Pan ! Voilà que l’autre l’assaisonne / De coups de pied et de coups de poing ; / Pan ! Margot l’amazone / Le frappe et le jette bien loin. / Pour chasser ces bélitres, / Le monde avec fracas / Prend les pots, les verres, les litres ; / Tout vole en éclat.
Sur notre couple qui peste / Il tombe maint horion : / Fanfan y perd sa veste, / Margot son jupon. / On les pousse dans la rue / Où il pleut à seaux ; / Malgré ça chacun d’eux vous rue / Des pierres aux carreaux.

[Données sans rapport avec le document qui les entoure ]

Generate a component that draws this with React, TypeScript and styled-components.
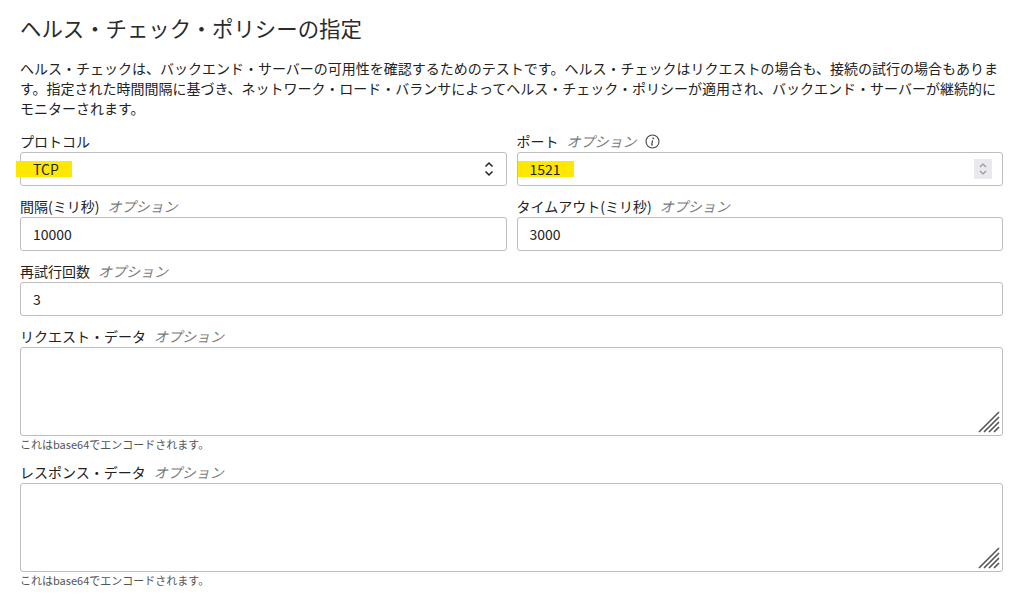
import React from "react";
import styled, { createGlobalStyle } from "styled-components";

const Global = createGlobalStyle`
  html, body { margin: 0; padding: 0; background: #fff; }
  body { font-family: "Noto Sans CJK JP", "Noto Sans", sans-serif; color: #222; }
`;

const Page = styled.div`
  width: 983px;
  padding: 13px 0 0 20px;
`;

const Title = styled.h2`
  margin: 0;
  font-size: 21.4px;
  line-height: 30px;
  font-weight: 400;
  color: #2b2b2b;
`;

const Desc = styled.p`
  margin: 15px 0 13px;
  font-size: 14px;
  line-height: 20px;
  color: #222;
  letter-spacing: 0;
`;

const Form = styled.div`
  display: flex;
  flex-direction: column;
  gap: 10px;
`;

const Row = styled.div`
  display: grid;
  grid-template-columns: 1fr 1fr;
  gap: 10px;
`;

const Field = styled.div`
  display: flex;
  flex-direction: column;
  position: relative;
`;

const Label = styled.label`
  display: flex;
  align-items: center;
  gap: 8px;
  height: 20px;
  margin-bottom: 1px;
  font-size: 14px;
  color: #222;
`;

const Optional = styled.span`
  font-style: italic;
  color: #7a7a7a;
`;

const Box = styled.div`
  position: relative;
  height: 34px;
  box-sizing: border-box;
  border: 1px solid #bdbdbd;
  border-radius: 3px;
  display: flex;
  align-items: center;
  padding: 0 12px;
  font-size: 14px;
  color: #222;
`;

const Value = styled.span`
  position: relative;
  z-index: 1;
`;

const Highlight = styled.span<{ $left: number; $width: number }>`
  position: absolute;
  left: ${(p) => p.$left}px;
  width: ${(p) => p.$width}px;
  top: 8px;
  height: 16px;
  background: #ffe800;
  z-index: 0;
`;

const Chevrons = styled.span`
  margin-left: auto;
  display: flex;
`;

const Spinner = styled.span`
  margin-left: auto;
  margin-right: -2px;
  width: 18px;
  height: 20px;
  background: #e9e9ee;
  display: flex;
  align-items: center;
  justify-content: center;
`;

const TextArea = styled.div`
  position: relative;
  height: 89px;
  box-sizing: border-box;
  border: 1px solid #bdbdbd;
  border-radius: 3px;
`;

const Grip = styled.svg`
  position: absolute;
  right: 1px;
  bottom: 1px;
`;

const Help = styled.div`
  font-size: 11px;
  line-height: 16px;
  color: #555;
`;

const InfoIcon = () => (
  <svg width="15" height="15" viewBox="0 0 15 15">
    <circle cx="7.5" cy="7.5" r="6.5" fill="none" stroke="#444" strokeWidth="1.1" />
    <circle cx="8.2" cy="4.3" r="0.9" fill="#444" />
    <path d="M7.6 6.4 L6.6 10.8 M6.2 10.9 H7.8" stroke="#444" strokeWidth="1.2" fill="none" />
  </svg>
);

const SelectChevrons = () => (
  <Chevrons>
    <svg width="10" height="18" viewBox="0 0 10 18">
      <path d="M1.5 6.5 L5 3 L8.5 6.5" stroke="#222" strokeWidth="1.5" fill="none" />
      <path d="M1.5 11.5 L5 15 L8.5 11.5" stroke="#222" strokeWidth="1.5" fill="none" />
    </svg>
  </Chevrons>
);

const NumberSpinner = () => (
  <Spinner>
    <svg width="10" height="16" viewBox="0 0 10 16">
      <path d="M2 6 L5 3 L8 6" stroke="#999" strokeWidth="1.2" fill="none" />
      <path d="M2 10 L5 13 L8 10" stroke="#999" strokeWidth="1.2" fill="none" />
    </svg>
  </Spinner>
);

const ResizeGrip = () => (
  <Grip width="24" height="24" viewBox="0 0 24 24">
    <path
      d="M2 22 L22 2 M7 22 L22 7 M12 22 L22 12 M17 22 L22 17"
      stroke="#555"
      strokeWidth="1.6"
    />
  </Grip>
);

export default function App() {
  return (
    <>
      <Global />
      <Page>
        <Title>ヘルス・チェック・ポリシーの指定</Title>
        <Desc>
          ヘルス・チェックは、バックエンド・サーバーの可用性を確認するためのテストです。ヘルス・チェックはリクエストの場合も、接続の試行の場合もあります。指定された時間間隔に基づき、ネットワーク・ロード・バランサによってヘルス・チェック・ポリシーが適用され、バックエンド・サーバーが継続的にモニターされます。
        </Desc>
        <Form>
          <Row>
            <Field>
              <Label>プロトコル</Label>
              <Box>
                <Highlight $left={-5} $width={56} />
                <Value>TCP</Value>
                <SelectChevrons />
              </Box>
            </Field>
            <Field>
              <Label>
                <span>ポート</span>
                <Optional>オプション</Optional>
                <InfoIcon />
              </Label>
              <Box>
                <Highlight $left={0} $width={56} />
                <Value>1521</Value>
                <NumberSpinner />
              </Box>
            </Field>
          </Row>
          <Row>
            <Field>
              <Label>
                <span>間隔(ミリ秒)</span>
                <Optional>オプション</Optional>
              </Label>
              <Box>
                <Value>10000</Value>
              </Box>
            </Field>
            <Field>
              <Label>
                <span>タイムアウト(ミリ秒)</span>
                <Optional>オプション</Optional>
              </Label>
              <Box>
                <Value>3000</Value>
              </Box>
            </Field>
          </Row>
          <Field>
            <Label>
              <span>再試行回数</span>
              <Optional>オプション</Optional>
            </Label>
            <Box>
              <Value>3</Value>
            </Box>
          </Field>
          <Field>
            <Label>
              <span>リクエスト・データ</span>
              <Optional>オプション</Optional>
            </Label>
            <TextArea>
              <ResizeGrip />
            </TextArea>
            <Help>これはbase64でエンコードされます。</Help>
          </Field>
          <Field>
            <Label>
              <span>レスポンス・データ</span>
              <Optional>オプション</Optional>
            </Label>
            <TextArea>
              <ResizeGrip />
            </TextArea>
            <Help>これはbase64でエンコードされます。</Help>
          </Field>
        </Form>
      </Page>
    </>
  );
}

Mais la garde en alarme / Passe et les met dedans. / Or, la nuit quel vacarme / Pour les gens dormant ! / Aux fenêtres chacun, en transe / D’un tel carillon, / Disait : Voilà pour tout le quartier, je pense, / Un vrai Réveillon.
Quelques explications : la Grenouillère et la Rapée sont des quartiers de Paris. Personne ne « dispute le pas » à Fanfan : ne se prend de querelle avec lui. Faire blanc de son épée : la sortir de son fourreau. Margot blanchit les nègres de l’envoyé de Congo : c’est une habile blanchisseuse, capable de blanchir les Noirs, et en tant que blanchisseuse, c’est une femme réputée pour n’avoir pas la langue dans sa poche ni froid aux yeux, et être de robuste constitution (elle est qualifiée plus loin d’ « amazone ». Une topette est une petite bouteille. Le brandevin est une eau-de-vie de vin. « Cette goguette » signifie « cette réjouissance, cette ivresse ». Un faraud : quelqu’un qui porte de beaux habits et en est fier. Un bélître : un homme de rien, un gueux. La garde les met dedans : les emmène au violon.